Although she may have been a pawn, Lucrezia Borgia was never a passive presence. Both her father and her third husband appointed her to govern their respective states in their absence, confident of her judgment and administrative ability. Most contemporary accounts of the pope’s daughter speak with unusual affection about her kindness and gentle manners — her vain, catty sister-in-law, Isabella D’Este, sent her major-domo to report all the negative news about Duke Alfonso’s new bride in 1502 and was regaled instead with tales of Lucrezia’s charms. She did carry on two passionate romances during her time in Ferrara, with the Venetian poet and scholar Pietro Bembo and the Mantuan warlord Francesco Gonzaga, but she was known above all as a beneficent presence in the city and within the family she created there with Duke Alfonso. Their son Ippolito, who became a cardinal in Rome, built the beauteous Villa d’Este in nearby Tivoli. “The Pope’s Daughter,” then, seeks to recreate a woman whose beauty was interior as well as exterior, who met the cruelty of her family and her times with a gentleness that was authoritative rather than meek.

Both Fo and his versatile translator, Antony Shugaar, give Lucrezia and those around her long, rather formal speeches, which is largely the way we now hear 16th-century voices. Our most revealing sources for the period are careful works of literature rather than raw conversation; it is only a few decades later that police reports begin to fill in our knowledge of language as it was spoken on the street.

Lucrezia’s letters, especially to her lover Pietro Bembo, are discreet in the extreme. As a dramatist, however, Fo allows her to loosen up, and say things to Isabella d’Este that she might never have said, but that bring her character alive to us:

“ ‘So you’re saying that you too saw me as a man-eater on the prowl, a brazen woman out for whatever she could get.’

“ ‘I have to admit that’s indeed how things stood.’

“ ‘Well, the fact that you’ve come to see me today might suggest that I’ve managed to change your mind. . . .’

“ ‘Certainly!’ laughed Isabella.”

The exchange may be colloquial, but its lines have a weight more suitable to spoken performance than to quick reading; it is not surprising that the next step in the creative trajectory of “The Pope’s Daughter” was a theatrical script.

Lucrezia Borgia has received a lurid negative press ever since the late 15th century, fueled by her father’s rivals for the papacy (Julius II chief among them) and by the violent antics of her two older brothers, the one, Cesare, brilliant and ruthless, the other, Giovanni, a spoiled thug. In this guise she has inspired plays (Victor Hugo), operas (Gaetano Donizetti) and more recently a pair of television dramas, Neil Jordan’s “The Borgias” (2011-13) and Tom Fontana’s “Borgia” (2011-14).
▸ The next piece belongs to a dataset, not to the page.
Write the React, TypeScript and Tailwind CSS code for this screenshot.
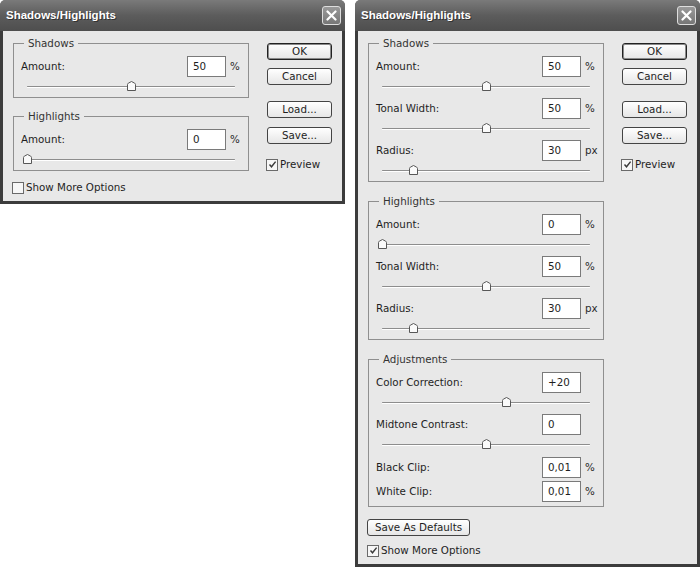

It was Fontana’s series, which also appeared in Italy, that drove Fo to write “The Pope’s Daughter.” In a television interview, speaking with scrupulous care, he noted that in spite of the attractiveness of the actors and the production itself, “there was a certain amount of falseness, of fabrication, to beguile and amaze the public on a rather squalid level.” The adjective he chose, laido, actually implies something fouler than squalor; it means dirty, filthy, obscene. It is a potent word for an uninhibited comic to use, but he had his reasons.

Following hard on the richly costumed blood, sex and intrigue of the successful television series “The Tudors” (2007-10), both “Borgia” and “The Borgias” reveled in all the old rumors and invented more of their own, adding rape to incest. (Fontana, notoriously, crowed to The Hollywood Reporter, “Don’t want to miss a good rape,” as he filmed a scene that never happened involving Giovanni Borgia and Lucrezia.)

For Dario Fo, there is no such thing as a good rape. In 1973, his wife and longtime onstage partner, Franca Rame, was kidnapped in Milan by five neo-Fascist thugs who tortured and raped her for several hours before dumping her back on the street. When she died in 2013, she and Fo had worked together for more than six decades. They were just short of their 60th wedding anniversary. “The Pope’s Daughter,” the story of Lucrezia Borgia as a living, feeling woman rather than just another bodice waiting to be ripped, stands as an evident tribute both to its much maligned heroine and to Franca Rame, in all her beauty and fiery dignity.